Aquila bought 3,100 hectares of forest in Scotland in January across three locations. Von Schmidt said his firm carried out research on weather risk by interviewing previous managers and local residents on changes over the last two decades, on top of checking meteorological records. “We tend to avoid areas where there is a higher risk. When we look at Scotland we would rather buy a forest on the east side that in the west because winds prevail [there],” he said.

LPs ask most often about fire as a climate change risk, von Schmidt said. Scientists suggests that as the planet heats up, fire risks will increase in the US, and could even become a problem in countries like Sweden.

“Actually, from our experience managing forestry the idea that fire is the major risk is simply not the case … our own records in Australia show it can be managed,” von Schmidt said. He added his firm’s experience in geographies like south-east Australia, where Aquila manages one of its largest pine plantations, have helped it be prepared for risk elsewhere.

“You constantly monitor the risk level,” von Schmidt explained. “The existing risk though could be increased by climate change, and based on that I wouldn’t invest in a forest in central Australia, but one much closer to the coast.”

David Brand, who founded international timberland investment manager New Forests in 2005, is also keenly aware of the danger of fire based on his experiences in Australia and Indonesia, where human behaviour increases the risk. In Indonesia, for example, fires have been exacerbated by practices like burning to clear land for illegal palm oil plantations.

Across the world, on the US west coast, the Forest Service budget is increasingly dedicated to firefighting, Brand pointed out. “There is a big issue with the US and climate change driving increasingly large fires.

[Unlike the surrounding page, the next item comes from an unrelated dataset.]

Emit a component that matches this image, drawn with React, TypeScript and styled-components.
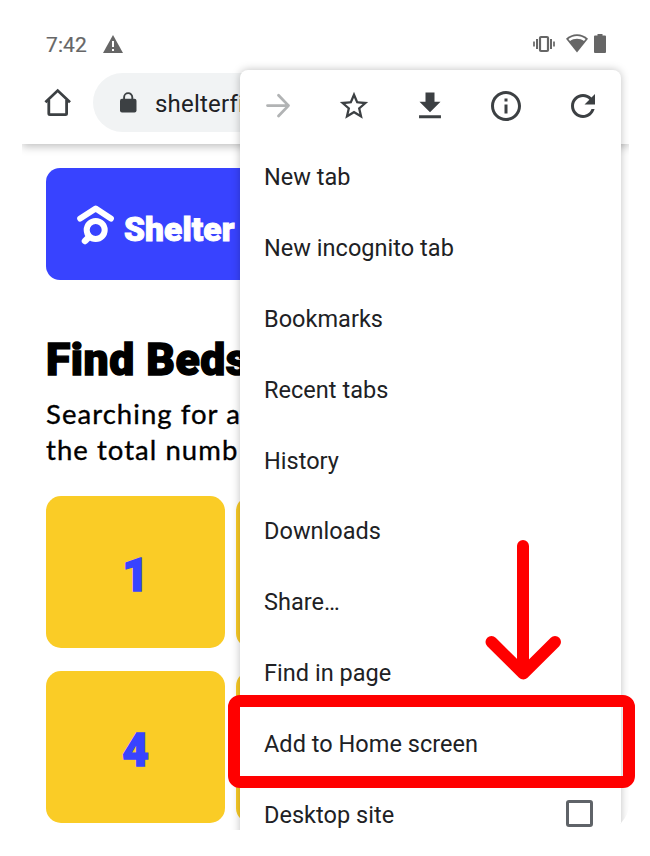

Work needs to be done to fit forests to make them less flammable and investment in fire prevention and preventative burning,” he said, adding that getting rid of undergrowth in colder months meant there was less fuel for wildfires in warmer ones. He added that thinning and interspersing forest with farm or other land could also reduce wildfire risk.

In Northern Europe, more complex problems could emerge, including an increase in pests or weather patterns limiting when trees can be harvested. “If you look at the northern hemisphere, say Scandinavia or Russia, heavy snow could pose a problem. A lack of frost means you could have some waterlogged areas, and you can only harvest where the soil is frozen, limiting harvesting capability.”

It’s not all bad news though. Von Schmidt said that changes like the possibility of warmer weather supporting faster-growing species could turn out to be beneficial for investors. “You could earn some more on the production side,” he said. “[Warmer weather] typically leads to shorter rotations and production periods. If you have a rotation period of 25 years, for example, the risk of losing everything is much lower than [one] of say 50 years.”